I cannot tell you how many times I have been told since arriving here
that Americans rush too much, especially with consuming their food. Once I had a bite of my exquisite rice dish,
I more fully understood why savoring every small morsel of food is often far
superior to just scarfing it down mindlessly.
We returned to our hotel after dinner, but we were not there
for long. The motto last night from that
point on went something like this; the night is young and we are in
Barcelona. So naturally, we changed into
our swimsuits and decided to walk down to the beach for a midnight
Mediterranean swim. On our way we
encountered the beach carnival, some sexy men, some not-so-sexy men, and a
random concert in an alley with feel good Spanish music and the full spectrum
of the adult population dancing the night away.

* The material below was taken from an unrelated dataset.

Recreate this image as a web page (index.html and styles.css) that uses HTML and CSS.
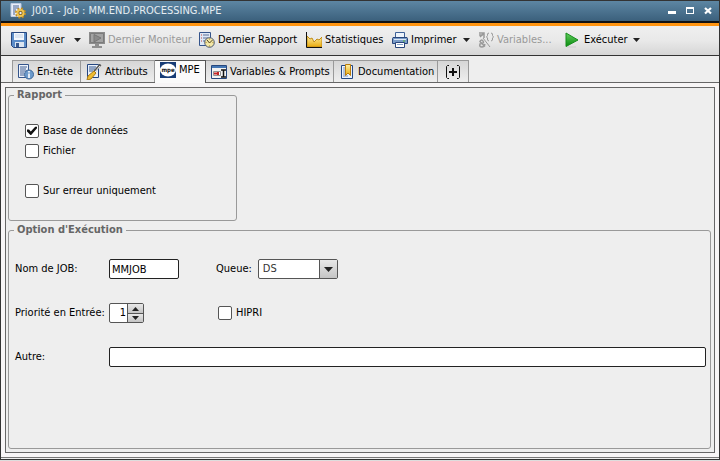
FILE: index.html
```html
<!DOCTYPE html>
<html lang="fr">
<head>
<meta charset="utf-8">
<title>J001 - Job : MM.END.PROCESSING.MPE</title>
<link rel="stylesheet" href="styles.css">
</head>
<body>
<div class="window">
  <header class="titlebar">
    <svg class="icon" viewBox="0 0 16 16"><path d="M1 .5h10v13H1z" fill="#e8eef8" stroke="#bccbe2"/><path d="M3 3h6M3 5h6M3 7h3M3 9h2M3 11h2" stroke="#4a6595"/><circle cx="10.500" cy="10" r="4.600" fill="none" stroke="#c08c1c" stroke-width="1.800" stroke-dasharray="2 1.600"/><circle cx="10.500" cy="10" r="3" fill="#6b4d12" stroke="#efc34d" stroke-width="2"/><circle cx="10.500" cy="10" r="1.200" fill="#e9edf4"/></svg>
    <h1 class="title">J001 - Job : MM.END.PROCESSING.MPE</h1>
    <div class="window-buttons">
      <button type="button" aria-label="Réduire"><svg viewBox="0 0 8 8"><path d="M0 4h8v3H0z" fill="#fff"/></svg></button>
      <button type="button" aria-label="Agrandir"><svg viewBox="0 0 8 8"><path d="M0 0h8v7H0zM1 2v4h6V2z" fill="#fff" fill-rule="evenodd"/></svg></button>
      <button type="button" aria-label="Fermer"><svg viewBox="0 0 8 8"><path d="M1 1l6 5.500M7 1L1 6.500" stroke="#fff" stroke-width="2.200"/></svg></button>
    </div>
  </header>

  <nav class="toolbar">
    <button type="button" class="tool">
      <svg class="icon" viewBox="0 0 16 16"><path d="M.5.5h15v15h-13l-2-2z" fill="#5b8cc8" stroke="#27477f"/><path d="M3 1h10v7H3z" fill="#f3f7fc"/><path d="M4 3h8M4 5h8" stroke="#c3d2e6"/><path d="M4 10h9v5H4z" fill="#dce5f0"/><path d="M5 11h3v4H5z" fill="#37588e"/></svg>
      <span>Sauver</span><svg class="arrow" viewBox="0 0 7 4"><path d="M0 0h7L3.500 4z"/></svg>
    </button>
    <button type="button" class="tool" disabled>
      <svg class="icon" viewBox="0 0 16 16"><path d="M0 0h16v12H0z" fill="#8c8c8c"/><path d="M1.500 1.500h13v9h-13z" fill="#a3a3a3" stroke="#7b7b7b"/><path d="M5 2.500L12 6l-7 4z" fill="#8a8a8a" stroke="#777"/><path d="M6 12h4v2h3v2H3v-2h3z" fill="#909090"/></svg>
      <span>Dernier Moniteur</span>
    </button>
    <button type="button" class="tool">
      <svg class="icon" viewBox="0 0 16 16"><path d="M.5.5h11v13H.5z" fill="#dfe8f6" stroke="#34548b"/><path d="M2 3h1M2 6h1M2 9h1" stroke="#c3473f"/><path d="M4 3h6M4 6h5M4 9h2" stroke="#5b6f95"/><circle cx="10.500" cy="10.500" r="4.800" fill="#f4e7a6" stroke="#4c5970"/><path d="M8 8l2.500 3L13.500 8" fill="none" stroke="#4d431f"/><path d="M10.500 6.500v1M10.500 13.500v1M6.500 10.500h1M13.500 10.500h1" stroke="#9d812c"/></svg>
      <span>Dernier Rapport</span>
    </button>
    <button type="button" class="tool">
      <svg class="icon" viewBox="0 0 16 16"><defs><linearGradient id="gold" x2="0" y2="1"><stop stop-color="#fff0a5"/><stop offset="1" stop-color="#e8a90b"/></linearGradient></defs><path d="M1 4l3 3 2-1 2 4 3-3 2 1 3-3v10H1z" fill="url(#gold)" stroke="#c18b16"/><path d="M.5 0v15.500H16" fill="none" stroke="#111"/></svg>
      <span>Statistiques</span>
    </button>
    <button type="button" class="tool">
      <svg class="icon" viewBox="0 0 16 16"><path d="M3.500.5h9V7h-9z" fill="#eef4fb" stroke="#3e6198"/><path d="M1 5.500h14l.5 1v5H.5v-5z" fill="#7b9cc7" stroke="#29467c"/><path d="M2 7.500h12" stroke="#dce7f5"/><path d="M11 9h2" stroke="#58b93b"/><path d="M3.500 10.500h9v5h-9z" fill="#fff" stroke="#29467c"/><path d="M5 12.500h6" stroke="#87a2c7"/></svg>
      <span>Imprimer</span><svg class="arrow" viewBox="0 0 7 4"><path d="M0 0h7L3.500 4z"/></svg>
    </button>
    <button type="button" class="tool" disabled>
      <svg class="icon" viewBox="0 0 16 16" fill="none" stroke="#999"><path d="M1 1h5v5M2 5l4-4M1 3h4" stroke-width="1.500"/><path d="M11 1Q9 1 9.500 3.500L8.500 5l1 1Q9 9 11 9M13 1q2 0 1.500 2.500l1 1.500-1 1Q15 9 13 9M5 6l7 9"/><path d="M7 14.500L2 9.500Q3 7 5 9T2 12q-1 3 2 3 2 0 3-3" stroke-width="1.500"/></svg>
      <span>Variables...</span>
    </button>
    <button type="button" class="tool">
      <svg class="icon" viewBox="0 0 16 16"><defs><linearGradient id="run" x2="0" y2="1"><stop stop-color="#65cf60"/><stop offset="1" stop-color="#078b0d"/></linearGradient></defs><path d="M2 15h9" stroke="#ccc"/><path d="M1 1l12 7L1 14.500z" fill="url(#run)" stroke="#168d1c"/></svg>
      <span>Exécuter</span><svg class="arrow" viewBox="0 0 7 4"><path d="M0 0h7L3.500 4z"/></svg>
    </button>
  </nav>

  <div class="tabs" role="tablist">
    <button type="button" class="tab" role="tab">
      <svg class="icon" viewBox="0 0 16 16"><path d="M.5.5h10v13H.5z" fill="#eef3fb" stroke="#34548b"/><path d="M2 3h7M2 5h6M2 7h7M2 9h4M2 11h4" stroke="#3e5c90"/><circle cx="11" cy="10.500" r="4.500" fill="#6c9acb" stroke="#3d6799"/><path d="M11 7v1.500M11 9.500V14" stroke="#fff" stroke-width="1.600"/></svg>
      <span>En-tête</span>
    </button>
    <button type="button" class="tab" role="tab">
      <svg class="icon" viewBox="0 0 16 16"><path d="M1.500.5h11v13h-11z" fill="#e9f0fa" stroke="#244680"/><path d="M3 3h7M3 5h6M3 7h4" stroke="#35568c"/><path d="M14.500.5L8 8" stroke="#575757" stroke-width="2.500"/><path d="M14 2L9 8" stroke="#f3f3f3"/><path d="M8 7l2 2-5 6-4 1 1-4z" fill="#efbd32" stroke="#aa7a15"/></svg>
      <span>Attributs</span>
    </button>
    <button type="button" class="tab selected" role="tab" aria-selected="true">
      <svg class="icon" viewBox="0 0 16 16"><path d="M0 0h16v16H0z" fill="#173c76"/><ellipse cx="8" cy="8" rx="8" ry="6.500" fill="#fff"/><text class="logo-text" x="8" y="10" text-anchor="middle">mpe</text></svg>
      <span>MPE</span>
    </button>
    <button type="button" class="tab" role="tab">
      <svg class="icon" viewBox="0 0 16 16"><path d="M.5 1.500h15v13H.5z" fill="#f3f3f3" stroke="#26477d"/><path d="M1 2h14v2H1z" fill="#4477b5"/><path d="M2.500 7.500h7v4h-7z" fill="#fff" stroke="#929292"/><path d="M3 9.500h3M7 8v3" stroke="#c42626" stroke-width="2"/><path d="M10 6h5M10 13h5M12.500 6v7" stroke="#111" stroke-width="1.500"/></svg>
      <span>Variables &amp; Prompts</span>
    </button>
    <button type="button" class="tab" role="tab">
      <svg class="icon" viewBox="0 0 16 16"><path d="M2.500 1.500h11v13h-11z" fill="#eaf1fc" stroke="#234783"/><path d="M4 4h3M4 6h3M4 8h3M4 10h3M4 12h5" stroke="#7893bd"/><path d="M6.500.5h5v11L9 9l-2.500 2.500z" fill="url(#gold)" stroke="#b87c0d"/></svg>
      <span>Documentation</span>
    </button>
    <button type="button" class="tab add" role="tab" aria-label="Ajouter">
      <svg class="icon" viewBox="0 0 16 16" fill="none" stroke="#111"><path d="M4 1.500H2.500l-1 1v11l1 1H4M12 1.500h1.500l1 1v11l-1 1H12"/><path d="M8 4v8M4 8h8" stroke-width="2"/></svg>
    </button>
  </div>

  <main class="body">
    <form class="panel">
      <fieldset class="group report">
        <legend>Rapport</legend>
        <div class="checks">
          <label class="check"><input type="checkbox" checked><span>Base de données</span></label>
          <label class="check"><input type="checkbox"><span>Fichier</span></label>
          <label class="check apart"><input type="checkbox"><span>Sur erreur uniquement</span></label>
        </div>
      </fieldset>
      <fieldset class="group options">
        <legend>Option d'Exécution</legend>
        <div class="fields">
          <label for="job">Nom de JOB:</label>
          <input class="text job" id="job" value="MMJOB">
          <div class="queue">
            <label for="queue">Queue:</label>
            <div class="combo">
              <select id="queue"><option>DS</option></select>
              <svg class="drop" viewBox="0 0 17 18"><path d="M4 7h9l-4.500 5z"/></svg>
            </div>
          </div>
          <label for="priority">Priorité en Entrée:</label>
          <div class="spinner">
            <input type="text" inputmode="numeric" id="priority" value="1">
            <button type="button" aria-label="Augmenter"><svg viewBox="0 0 7 4"><path d="M0 4h7L3.500 0z"/></svg></button>
            <button type="button" aria-label="Diminuer"><svg viewBox="0 0 7 4"><path d="M0 0h7L3.500 4z"/></svg></button>
          </div>
          <label class="check"><input type="checkbox"><span>HIPRI</span></label>
          <label for="other">Autre:</label>
          <input class="text other" id="other">
        </div>
      </fieldset>
    </form>
  </main>
</div>
</body>
</html>
```
FILE: styles.css
```css
* { box-sizing: border-box; }

body {
  margin: 0;
  font: 11px/14px "DejaVu Sans Condensed", "Noto Sans", sans-serif;
  color: #000;
  background: #ddd;
}

button, input, select { font: inherit; color: inherit; margin: 0; }
button { border: 0; padding: 0; background: none; }
svg { display: block; flex: none; }

.window {
  display: flex;
  flex-direction: column;
  min-height: calc(100vh - 1px);
  border: 1px solid #333;
  background: #eee;
}

.icon { width: 16px; height: 16px; }

.titlebar {
  display: flex;
  align-items: center;
  gap: 6px;
  height: 22px;
  padding: 0 7px 0 9px;
  color: #e6edf2;
  background: linear-gradient(#5d86a3, #3b607c);
  border-bottom: 2px solid #111;
}
.title { flex: 1; margin: 0; font: inherit; white-space: nowrap; }
.window-buttons { display: flex; gap: 10px; }
.window-buttons svg { width: 8px; height: 8px; }

.toolbar {
  display: grid;
  grid-template-columns: 78px 110px 107px 86px 86px 87px 83px;
  align-items: center;
  height: 33px;
  padding-left: 10px;
  border-top: 3px solid #ff9410;
  border-bottom: 1px solid #333;
  background: linear-gradient(#efefef, #e9e9e9 50%, #d6d6d6);
}
.tool { display: flex; align-items: center; gap: 3px; padding-bottom: 1px; white-space: nowrap; }
.tool:disabled { color: #999; }
.arrow { width: 7px; height: 4px; margin-left: auto; margin-right: 8px; fill: #222; }

.tabs {
  display: grid;
  grid-template-columns: 69px 74px 51px 128px 104px 31px;
  height: 27px;
  padding: 4px 0 0 11px;
  border-bottom: 1px solid #666;
}
.tab {
  display: flex;
  align-items: center;
  gap: 3px;
  padding: 0 0 0 5px;
  border: 1px solid #999;
  border-width: 1px 1px 0 0;
  background: linear-gradient(#d6d6d6, #eee);
  white-space: nowrap;
}
.tab:first-child { border-left-width: 1px; }
.tab.selected { margin-bottom: -1px; padding-bottom: 5px; border-color: #555; background: #fafafa; }
.tab.add { padding-left: 7px; }
.logo-text { font: bold 6px "DejaVu Sans Condensed", sans-serif; fill: #111; }

.body {
  flex: 1;
  display: flex;
  margin-bottom: 1px;
  padding: 4px;
  border-bottom: 1px solid #777;
  background: #f7f5f6;
}
.panel {
  flex: 1;
  display: flex;
  flex-direction: column;
  gap: 3px;
  padding: 1px 3px 3px 2px;
  border: 1px solid #666;
  background: #eee;
}

.group { min-width: 0; margin: 0; padding: 20px 4px 0 5px; border: 1px solid #999; border-radius: 3px; }
.group legend { padding: 0 3px; line-height: 12px; font-weight: bold; color: #666; }
.report { width: 229px; height: 132px; }
.options { flex: 1; padding-top: 23px; }

.checks { padding-left: 11px; }
.check { display: flex; align-items: center; gap: 4px; height: 20px; }
.check.apart { margin-top: 20px; }
.check input {
  appearance: none;
  width: 14px;
  height: 14px;
  border: 1px solid #555;
  border-radius: 2px;
  background: #fff;
}
.check input:checked::before {
  content: "";
  display: block;
  width: 10px;
  height: 9px;
  margin: 1px;
  background: #111;
  clip-path: polygon(0 40%, 20% 40%, 38% 62%, 82% 8%, 100% 8%, 100% 24%, 42% 100%, 34% 100%, 0 60%);
}

.fields {
  display: grid;
  grid-template-columns: 94px 107px 1fr;
  row-gap: 24px;
  align-items: center;
  padding-left: 1px;
}
.text {
  width: 100%;
  height: 20px;
  padding: 0 2px;
  border: 1px solid #222;
  border-radius: 2px;
  background: #fff;
}
.job { width: 70px; }
.other { grid-column: 2 / -1; }
.queue { display: flex; align-items: center; gap: 6px; }
.combo { display: grid; width: 80px; height: 20px; }
.combo select {
  grid-area: 1 / 1;
  appearance: none;
  padding: 0 20px 0 4px;
  border: 1px solid #555;
  border-radius: 2px;
  color: #333;
  background: #fff;
}
.drop {
  grid-area: 1 / 1;
  justify-self: end;
  align-self: center;
  width: 18px;
  height: 18px;
  margin-right: 1px;
  border-left: 1px solid #555;
  background: linear-gradient(#e8e8e8, #c4c4c4);
  fill: #222;
  pointer-events: none;
}
.spinner {
  display: grid;
  grid-template: 1fr 1fr / 1fr 16px;
  width: 35px;
  height: 20px;
  border: 1px solid #555;
  border-radius: 2px;
  background: #fff;
  overflow: hidden;
}
.spinner input {
  grid-row: 1 / 3;
  width: 100%;
  min-width: 0;
  padding: 0 1px;
  border: 0;
  background: none;
  text-align: right;
}
.spinner button {
  display: grid;
  place-items: center;
  border-left: 1px solid #555;
  background: linear-gradient(#e8e8e8, #c4c4c4);
}
.spinner button:last-child { border-top: 1px solid #555; }
.spinner svg { width: 7px; height: 4px; fill: #222; }
.fields .check { padding-left: 2px; }
```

Once we finally arrived at the beach, the wind was blowing and the tide
was high, so our midnight swim turned out to be a lot more like a midnight dunk
in the waves. I had anticipated being
extremely cold after fully submerging myself in the Mediterranean Sea water,
but on the contrary I felt completely invigorated and was quickly dried off by
the strong coastal breeze. From there,
we split into two groups; those who wanted to take the metro home and those who
wanted to walk and take in more of the nightlife of Barcelona. I chose the second option, and my friend Kari
and I took full advantage of the night and walked through the Barrio Gótica
(literally gothic neighborhood) of Barcelona and made it back to our hotel
rooms with absolutely no regrets.
That, mis amigos, is the story of how I fell in love with the city of Barcelona. I vow that I will one day return, hopefully with my parents, my Aunt Tammy, or my future hot Italian boyfriend along for the ride.